Leaving the horses to rest, we clamber up the Rock Wall, the dramatic formation of upthrust sandstone that bisects the higher west side of the Valle Vidal from the natural-gas-rich east side. It looks like China's Great Wall, winding up and down the ridgeline. To the west, autumn cottonwoods blaze against the cool dark conifers, and wind rippling the aspen trees makes them appear as though through a clear running stream.
To the east, the "area of interest," in the bland jargon of the Forest Service: the vast golden meadows, pine-covered hills beyond. A sharp line of rain obscures the sudden end of the Rockies, the beginning of the plains, and it's next stop, Tulsa. The only signs of humans are a single road and our own steaming breaths before us. From far below in the gathering twilight comes the bugling of an elk.

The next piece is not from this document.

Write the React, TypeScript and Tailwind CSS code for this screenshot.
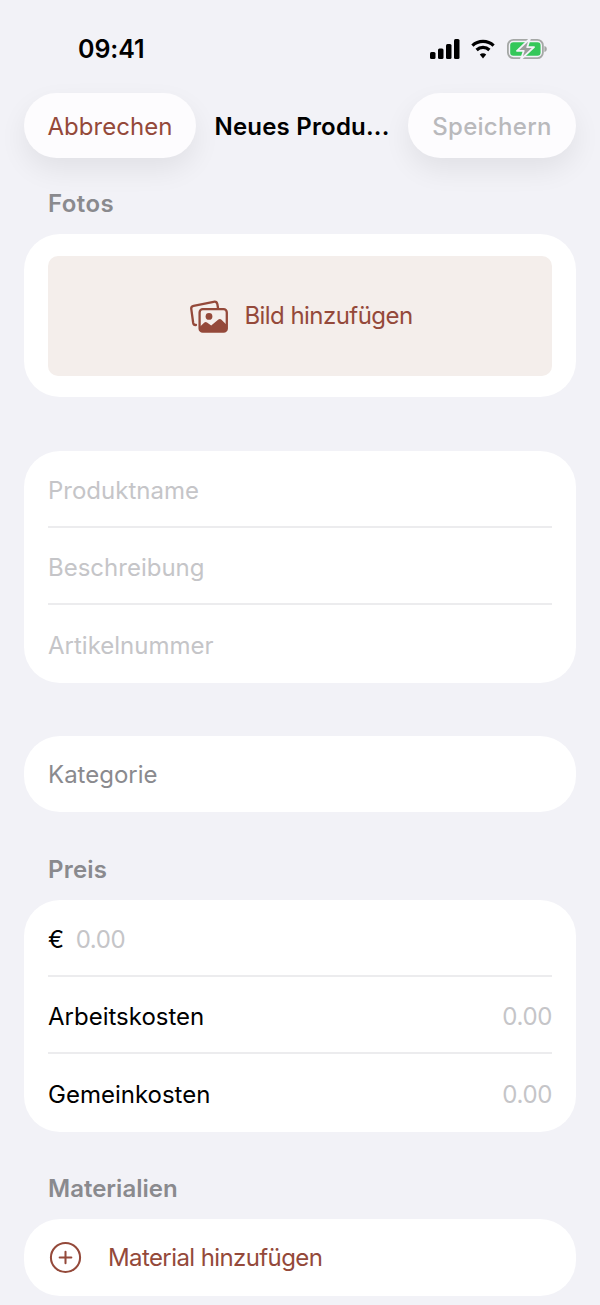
import { CirclePlus } from 'lucide-react';

function PhotosIcon() {
  return (
    <svg width="38" height="33" viewBox="0 0 38 33" fill="none">
      <path d="M6 25 H5.4 C4.2 25 3.4 24.2 3.2 23 L1.3 9.2 C1 7.4 2 6.2 3.6 5.9 L23.6 1.8 C25.6 1.4 27 2.4 27.4 4.2 L28 8" stroke="#94493a" strokeWidth="2.3" strokeLinecap="round" />
      <rect x="9.6" y="9.2" width="27.2" height="22.4" rx="3.2" stroke="#94493a" strokeWidth="2.3" />
      <circle cx="19" cy="16.4" r="3.4" fill="#94493a" />
      <path d="M9.6 27 L14.4 22.6 C15.2 21.8 16.2 21.8 17 22.6 L21.2 25.4 L28.4 19.6 C29.4 18.8 30.4 18.8 31.2 19.6 L36.8 25 V29 C36.8 30.6 35.6 31.6 34.2 31.6 H12.2 C10.6 31.6 9.6 30.6 9.6 29 Z" fill="#94493a" />
    </svg>
  );
}

function StatusIcons() {
  return (
    <div className="flex items-center">
      <svg width="30" height="20" viewBox="0 0 30 20" fill="#000">
        <rect x="0" y="13" width="5.5" height="7" rx="1.5" />
        <rect x="8" y="9.5" width="5.5" height="10.5" rx="1.5" />
        <rect x="16" y="5" width="5.5" height="15" rx="1.5" />
        <rect x="24" y="0" width="5.5" height="20" rx="1.5" />
      </svg>
      <svg className="ml-[11px]" width="24" height="20" viewBox="0 0 24 20" fill="none" stroke="#000" strokeWidth="3.2">
        <path d="M1.4 6.6 C7.4 1 16.6 1 22.6 6.6" />
        <path d="M5.6 11 C9.2 7.6 14.8 7.6 18.4 11" />
        <path d="M12 19.4 L8.8 15.4 C10.6 13.8 13.4 13.8 15.2 15.4 Z" fill="#000" stroke="none" />
      </svg>
      <svg className="ml-[12px]" width="40" height="20" viewBox="0 0 40 20" fill="none">
        <rect x="0.9" y="0.9" width="35" height="18.2" rx="5.5" stroke="#a5a8a6" strokeWidth="1.8" />
        <rect x="3.2" y="3.2" width="30.4" height="13.6" rx="3.2" fill="#34c759" />
        <path d="M37.4 7 C39 7.4 39.8 8.5 39.8 10 C39.8 11.5 39 12.6 37.4 13 Z" fill="#a5a8a6" />
        <path d="M23 -0.5 L10 11.8 H16.8 L13.8 20.5 L27 8.2 H20.2 Z" fill="#9a9d9b" stroke="#f2f2f7" strokeWidth="1.8" strokeLinejoin="round" />
      </svg>
    </div>
  );
}

function Row({ label, value, dark, divider }: { label: string; value?: string; dark?: boolean; divider?: boolean }) {
  return (
    <div className={`flex items-center justify-between pt-[4px] ${divider ? 'h-[77px] border-b-2 border-[#ececee]' : 'h-[78px]'}`}>
      <span className={`text-[24px] ${dark ? 'text-black' : 'text-[#c5c5c8]'}`}>{label}</span>
      {value && <span className="text-[24px] tracking-[-0.35px] text-[#c5c5c8]">{value}</span>}
    </div>
  );
}

function SectionLabel({ children, className }: { children: React.ReactNode; className: string }) {
  return <div className={`px-[24px] text-[24px] leading-[30px] font-semibold text-[#8a8a8e] ${className}`}>{children}</div>;
}

export default function App() {
  return (
    <div className="h-[1305px] w-[600px] overflow-hidden bg-[#f2f2f7] px-[24px] font-['Inter','Liberation_Sans',sans-serif]">
      {/* Status bar */}
      <div className="flex h-[93px] items-start justify-between pt-[33px] pr-[29px] pl-[54px]">
        <span className="text-[25px] leading-[32px] font-semibold tracking-[-0.1px] text-black">09:41</span>
        <div className="pt-[6px]">
          <StatusIcons />
        </div>
      </div>

      {/* Nav */}
      <div className="flex items-center justify-between">
        <div className="flex h-[65px] w-[172px] items-center justify-center rounded-full bg-[#fdfcfe] pt-[2px] text-[24px] tracking-[0.05px] text-[#94493a] shadow-[0_12px_28px_rgba(0,0,0,0.07)]">
          Abbrechen
        </div>
        <span className="pt-[2px] text-[24px] font-semibold tracking-[0.2px] text-black">Neues Produ...</span>
        <div className="flex h-[65px] w-[168px] items-center justify-center rounded-full bg-[#fdfcfe] pt-[2px] text-[24px] font-medium tracking-[0.3px] text-[#b9b9bc] shadow-[0_12px_28px_rgba(0,0,0,0.07)]">
          Speichern
        </div>
      </div>

      <SectionLabel className="mt-[31px] tracking-[0.4px]">Fotos</SectionLabel>

      {/* Photos */}
      <div className="mt-[15px] rounded-[36px] bg-white px-[24px] pt-[22px] pb-[21px]">
        <div className="flex h-[120px] items-center justify-center gap-[16px] rounded-[10px] bg-[#f4eeeb] pl-[3px]">
          <PhotosIcon />
          <span className="text-[24px] tracking-[-0.55px] text-[#94493a]">Bild hinzufügen</span>
        </div>
      </div>

      {/* Product fields */}
      <div className="mt-[54px] rounded-[36px] bg-white px-[24px]">
        <Row label="Produktname" divider />
        <Row label="Beschreibung" divider />
        <Row label="Artikelnummer" />
      </div>

      {/* Category */}
      <div className="mt-[53px] flex h-[76px] items-center rounded-[36px] bg-white px-[24px] pt-[2px]">
        <span className="text-[24px] text-[#8a8a8e]">Kategorie</span>
      </div>

      <SectionLabel className="mt-[43px] tracking-[0.2px]">Preis</SectionLabel>

      {/* Price */}
      <div className="mt-[15px] rounded-[36px] bg-white px-[24px]">
        <div className="flex h-[77px] items-center gap-[12px] border-b-2 border-[#ececee] pt-[4px] text-[24px] tracking-[-0.35px]">
          <span className="text-black">€</span>
          <span className="text-[#c5c5c8]">0.00</span>
        </div>
        <Row label="Arbeitskosten" value="0.00" dark divider />
        <Row label="Gemeinkosten" value="0.00" dark />
      </div>

      <SectionLabel className="mt-[42px]">Materialien</SectionLabel>

      {/* Materials */}
      <div className="mt-[15px] flex h-[77px] items-center gap-[25px] rounded-[36px] bg-white px-[24px]">
        <CirclePlus size={35} strokeWidth={1.4} className="text-[#94493a]" />
        <span className="text-[24px] tracking-[-0.6px] text-[#94493a]">Material hinzufügen</span>
      </div>
    </div>
  );
}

It seems so unlikely, as the valley falls into shadow, that this timeless vista would ever change. Yet the energy industry won big last November with the reelection of George W. Bush and Dick Cheney, and the painstaking public process initiated by the Forest Service could easily be derailed. "The Great White Father in Washington could always step in," suggests Joe Torres. "I've seen it happen: They put it on the fast track, and the next thing you know drilling rigs are going in."
Forest planner Seesholtz admits that "there could be things outside of our process that will occur." The Bush administration could — by underfunding, subtle pressure, or simple fiat — subvert that process. Drilling could begin quite soon, since much of the necessary infrastructure lies right over the ridge at Vermejo Park Ranch. The Valley of Life would be replaced by the Valley of Industry.
Simpson gestures at the enormous Raton Basin from atop the Rock Wall. "All that is open to development," he says. "All we want is for this 40,000 acres of wildlife area to be left alone."
Paul Rauber is a senior editor at Sierra.
This article has been corrected subsequent to publication.